» Required task
Can you find the lines of the listing that include "components" and copy every one?

» Records for processing
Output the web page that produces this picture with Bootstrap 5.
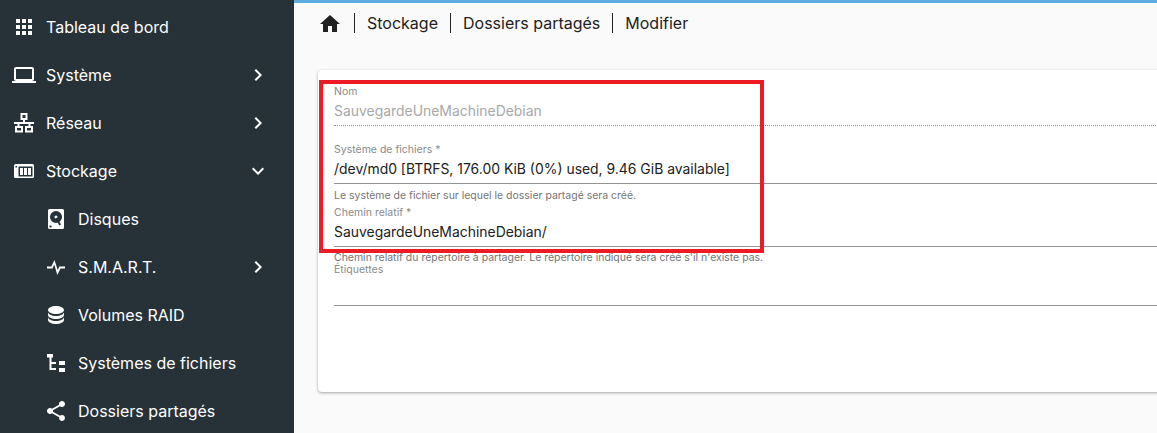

==

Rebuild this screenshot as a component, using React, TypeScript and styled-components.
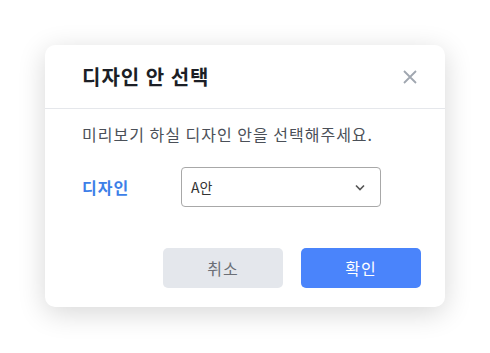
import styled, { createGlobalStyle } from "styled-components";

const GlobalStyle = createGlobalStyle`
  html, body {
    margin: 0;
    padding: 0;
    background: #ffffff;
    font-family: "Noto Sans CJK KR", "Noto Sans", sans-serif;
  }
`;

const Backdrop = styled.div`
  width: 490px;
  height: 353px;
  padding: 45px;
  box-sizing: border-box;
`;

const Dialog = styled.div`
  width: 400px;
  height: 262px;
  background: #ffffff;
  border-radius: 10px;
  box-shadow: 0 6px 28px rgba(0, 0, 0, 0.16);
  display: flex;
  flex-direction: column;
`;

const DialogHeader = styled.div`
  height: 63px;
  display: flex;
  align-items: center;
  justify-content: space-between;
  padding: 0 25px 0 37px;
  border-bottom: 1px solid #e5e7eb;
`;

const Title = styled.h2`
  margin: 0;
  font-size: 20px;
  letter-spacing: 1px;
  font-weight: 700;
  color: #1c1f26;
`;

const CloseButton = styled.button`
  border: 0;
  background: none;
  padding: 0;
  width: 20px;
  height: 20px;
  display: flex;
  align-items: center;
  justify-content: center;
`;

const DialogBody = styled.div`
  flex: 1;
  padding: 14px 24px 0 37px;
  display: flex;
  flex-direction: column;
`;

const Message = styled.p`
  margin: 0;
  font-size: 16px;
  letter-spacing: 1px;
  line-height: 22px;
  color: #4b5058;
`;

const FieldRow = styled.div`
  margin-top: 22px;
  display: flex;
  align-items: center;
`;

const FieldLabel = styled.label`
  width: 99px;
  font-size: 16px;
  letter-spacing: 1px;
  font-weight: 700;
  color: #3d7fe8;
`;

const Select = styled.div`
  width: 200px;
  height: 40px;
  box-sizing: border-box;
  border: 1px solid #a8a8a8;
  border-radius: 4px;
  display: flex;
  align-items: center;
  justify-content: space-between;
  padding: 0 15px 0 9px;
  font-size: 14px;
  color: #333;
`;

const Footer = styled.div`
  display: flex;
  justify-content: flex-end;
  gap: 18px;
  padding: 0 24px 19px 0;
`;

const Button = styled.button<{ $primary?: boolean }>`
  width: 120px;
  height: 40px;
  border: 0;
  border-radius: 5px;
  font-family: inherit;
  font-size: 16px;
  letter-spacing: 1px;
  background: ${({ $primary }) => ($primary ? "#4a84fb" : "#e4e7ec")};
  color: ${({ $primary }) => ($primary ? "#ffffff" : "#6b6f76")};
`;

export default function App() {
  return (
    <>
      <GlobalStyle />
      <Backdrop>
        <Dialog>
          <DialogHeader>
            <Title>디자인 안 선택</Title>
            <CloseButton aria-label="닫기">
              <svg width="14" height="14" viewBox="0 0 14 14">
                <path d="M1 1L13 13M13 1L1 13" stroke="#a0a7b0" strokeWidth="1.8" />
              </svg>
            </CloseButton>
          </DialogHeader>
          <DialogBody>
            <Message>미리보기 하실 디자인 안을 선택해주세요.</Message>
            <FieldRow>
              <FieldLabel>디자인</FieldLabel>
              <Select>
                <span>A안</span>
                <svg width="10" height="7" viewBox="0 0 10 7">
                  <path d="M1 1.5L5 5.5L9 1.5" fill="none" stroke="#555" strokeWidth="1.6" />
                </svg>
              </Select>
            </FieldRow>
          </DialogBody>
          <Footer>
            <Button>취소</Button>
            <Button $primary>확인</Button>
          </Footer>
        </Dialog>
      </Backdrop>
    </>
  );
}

» Final answer
Rebuild this screenshot as a component, using React, TypeScript and styled-components.
import styled, { createGlobalStyle } from "styled-components";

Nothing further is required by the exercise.